Written instruction
Give back the full listing verbatim, apart from its images.
____________
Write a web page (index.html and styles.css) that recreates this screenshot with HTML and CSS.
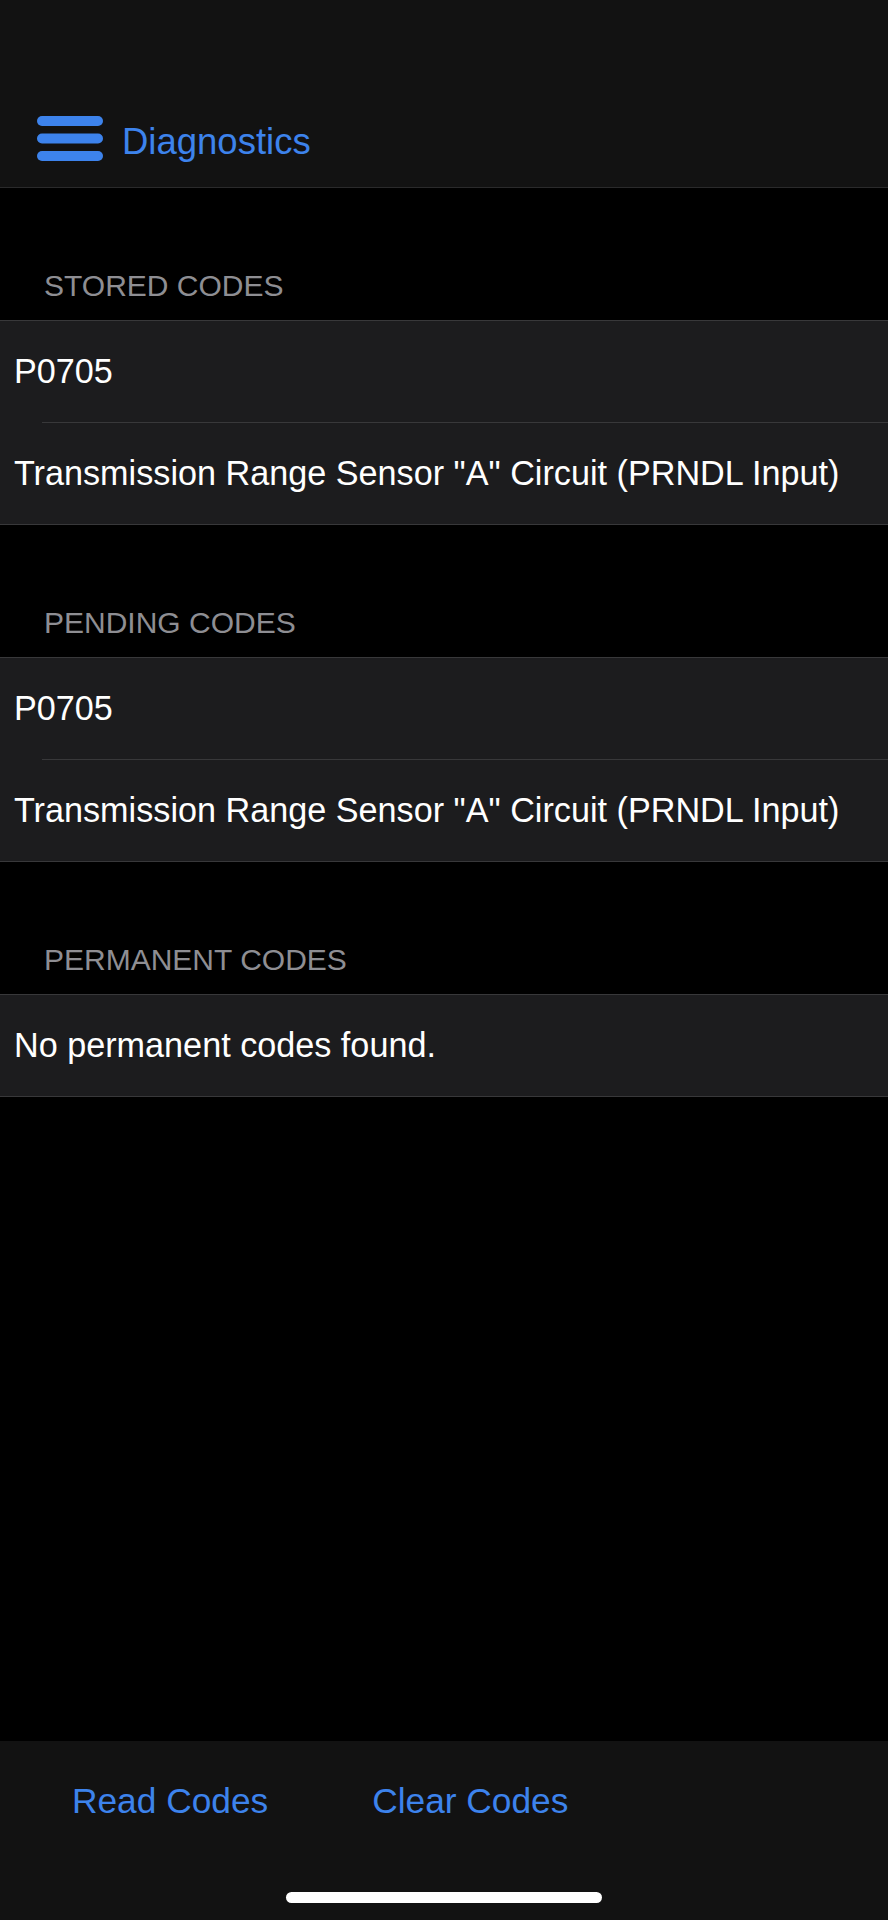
FILE: index.html
```html
<!DOCTYPE html>
<html lang="en">
<head>
    <meta charset="UTF-8">
    <title>Diagnostics</title>
    <link rel="stylesheet" href="styles.css">
</head>
<body>
<div class="navbar">
    <div class="navbar-row">
        <svg class="menu-icon" width="66" height="45" viewBox="0 0 66 45">
            <rect x="0" y="0" width="66" height="10" rx="5" fill="#3d83ec"/>
            <rect x="0" y="17.5" width="66" height="10" rx="5" fill="#3d83ec"/>
            <rect x="0" y="35" width="66" height="10" rx="5" fill="#3d83ec"/>
        </svg>
        <span class="navbar-title">Diagnostics</span>
    </div>
</div>

<div class="content">
    <div class="section-header">STORED CODES</div>
    <div class="group">
        <div class="row">P0705</div>
        <div class="sep"></div>
        <div class="row">Transmission Range Sensor "A" Circuit (PRNDL Input)</div>
    </div>

    <div class="section-header">PENDING CODES</div>
    <div class="group">
        <div class="row">P0705</div>
        <div class="sep"></div>
        <div class="row">Transmission Range Sensor "A" Circuit (PRNDL Input)</div>
    </div>

    <div class="section-header">PERMANENT CODES</div>
    <div class="group">
        <div class="row">No permanent codes found.</div>
    </div>
</div>

<div class="toolbar">
    <div class="toolbar-buttons">
        <a href="#" class="toolbar-btn">Read Codes</a>
        <a href="#" class="toolbar-btn">Clear Codes</a>
    </div>
    <div class="home-indicator"></div>
</div>
</body>
</html>
```

FILE: styles.css
```css
* {
    margin: 0;
    padding: 0;
    box-sizing: border-box;
}
body {
    display: flex;
    flex-direction: column;
    height: 1920px;
    background: #000;
    color: #fff;
    font-family: "Liberation Sans", Arial, sans-serif;
}
.navbar {
    height: 188px;
    background: #121212;
    border-bottom: 1px solid #2a2a2b;
}
.navbar-row {
    display: flex;
    align-items: center;
    gap: 19px;
    height: 94px;
    margin-top: 91px;
    padding-left: 37px;
}
.navbar-title {
    padding-top: 7px;
    font-size: 36.5px;
    color: #3d83ec;
}
.content {
    flex: 1;
}
.section-header {
    display: flex;
    align-items: flex-end;
    height: 132px;
    padding: 0 0 17px 44px;
    font-size: 30px;
    line-height: 34px;
    color: #8e8e93;
}
.group {
    background: #1c1c1e;
    border-top: 1px solid #38383a;
    border-bottom: 1px solid #38383a;
}
.row {
    display: flex;
    align-items: center;
    height: 101px;
    padding-left: 14px;
    font-size: 34.2px;
    line-height: 39px;
}
.sep {
    height: 1px;
    margin-left: 42px;
    background: #38383a;
}
.toolbar {
    display: flex;
    flex-direction: column;
    height: 179px;
    background: #121212;
}
.toolbar-buttons {
    display: flex;
    gap: 104px;
    padding: 40px 0 0 72px;
}
.toolbar-btn {
    font-size: 35.3px;
    line-height: 40px;
    color: #3d83ec;
    text-decoration: none;
}
.home-indicator {
    align-self: center;
    width: 316px;
    height: 11px;
    margin-top: 71px;
    border-radius: 6px;
    background: #fff;
}
```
____________
Finished answer
Write a web page (index.html and styles.css) that recreates this screenshot with HTML and CSS.
FILE: index.html
```html
<!DOCTYPE html>
<html lang="en">
<head>
    <meta charset="UTF-8">
    <title>Diagnostics</title>
    <link rel="stylesheet" href="styles.css">
</head>
<body>
<div class="navbar">
    <div class="navbar-row">
        <svg class="menu-icon" width="66" height="45" viewBox="0 0 66 45">
            <rect x="0" y="0" width="66" height="10" rx="5" fill="#3d83ec"/>
            <rect x="0" y="17.5" width="66" height="10" rx="5" fill="#3d83ec"/>
            <rect x="0" y="35" width="66" height="10" rx="5" fill="#3d83ec"/>
        </svg>
        <span class="navbar-title">Diagnostics</span>
    </div>
</div>

<div class="content">
    <div class="section-header">STORED CODES</div>
    <div class="group">
        <div class="row">P0705</div>
        <div class="sep"></div>
        <div class="row">Transmission Range Sensor "A" Circuit (PRNDL Input)</div>
    </div>

    <div class="section-header">PENDING CODES</div>
    <div class="group">
        <div class="row">P0705</div>
        <div class="sep"></div>
        <div class="row">Transmission Range Sensor "A" Circuit (PRNDL Input)</div>
    </div>

    <div class="section-header">PERMANENT CODES</div>
    <div class="group">
        <div class="row">No permanent codes found.</div>
    </div>
</div>

<div class="toolbar">
    <div class="toolbar-buttons">
        <a href="#" class="toolbar-btn">Read Codes</a>
        <a href="#" class="toolbar-btn">Clear Codes</a>
    </div>
    <div class="home-indicator"></div>
</div>
</body>
</html>
```

FILE: styles.css
```css
* {
    margin: 0;
    padding: 0;
    box-sizing: border-box;
}
body {
    display: flex;
    flex-direction: column;
    height: 1920px;
    background: #000;
    color: #fff;
    font-family: "Liberation Sans", Arial, sans-serif;
}
.navbar {
    height: 188px;
    background: #121212;
    border-bottom: 1px solid #2a2a2b;
}
.navbar-row {
    display: flex;
    align-items: center;
    gap: 19px;
    height: 94px;
    margin-top: 91px;
    padding-left: 37px;
}
.navbar-title {
    padding-top: 7px;
    font-size: 36.5px;
    color: #3d83ec;
}
.content {
    flex: 1;
}
.section-header {
    display: flex;
    align-items: flex-end;
    height: 132px;
    padding: 0 0 17px 44px;
    font-size: 30px;
    line-height: 34px;
    color: #8e8e93;
}
.group {
    background: #1c1c1e;
    border-top: 1px solid #38383a;
    border-bottom: 1px solid #38383a;
}
.row {
    display: flex;
    align-items: center;
    height: 101px;
    padding-left: 14px;
    font-size: 34.2px;
    line-height: 39px;
}
.sep {
    height: 1px;
    margin-left: 42px;
    background: #38383a;
}
.toolbar {
    display: flex;
    flex-direction: column;
    height: 179px;
    background: #121212;
}
.toolbar-buttons {
    display: flex;
    gap: 104px;
    padding: 40px 0 0 72px;
}
.toolbar-btn {
    font-size: 35.3px;
    line-height: 40px;
    color: #3d83ec;
    text-decoration: none;
}
.home-indicator {
    align-self: center;
    width: 316px;
    height: 11px;
    margin-top: 71px;
    border-radius: 6px;
    background: #fff;
}
```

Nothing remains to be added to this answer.